If money for the FCC-ee can’t be raised, the European particle-physics community’s second choice would be a descoped version of the machine. Savings of about 15% could be had by building two particle interaction sites rather than four, lowering the RF system power by 40%, and scrapping the top-quark program. But there’s not a lot of room for trimming, explains Jakobs, because slightly more than a third of the total project cost is for the excavation of the 200-m-deep, 91 km tunnel that would house the collider.

Only if money falls short even for a descoped FCC-ee, Jakobs says, would the community consider other collider options. The alternatives—linear colliders and circular ones that would use the existing LHC tunnel—are inferior. The FCC-ee would have a larger physics reach, be technically more advanced, and pave the way for a transition to a 100 TeV hadron collider, the FCC-hh.
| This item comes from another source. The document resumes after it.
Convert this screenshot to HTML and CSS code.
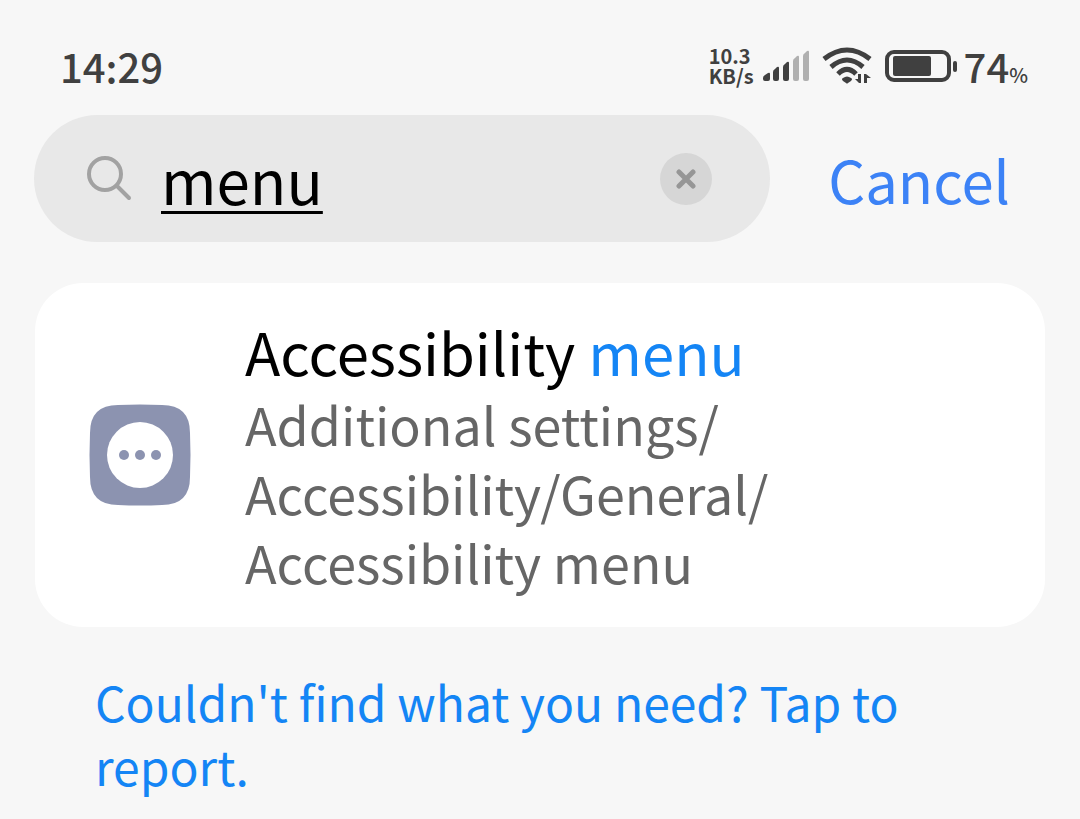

A technical feasibility study completed last November found no technical barriers to building the FCC-ee.

CERN has begun engaging with local communities in Switzerland and France; the machine would straddle the border. The collider’s placement was chosen carefully to minimize dirt, noise, and traffic while the tunnel is being built, says Ursula Bassler, CERN’s director of stakeholder relations. The lab is also evaluating water and energy use to minimize the impact on the environment, she says: “We have to make a big effort to minimize nuisance to the population.”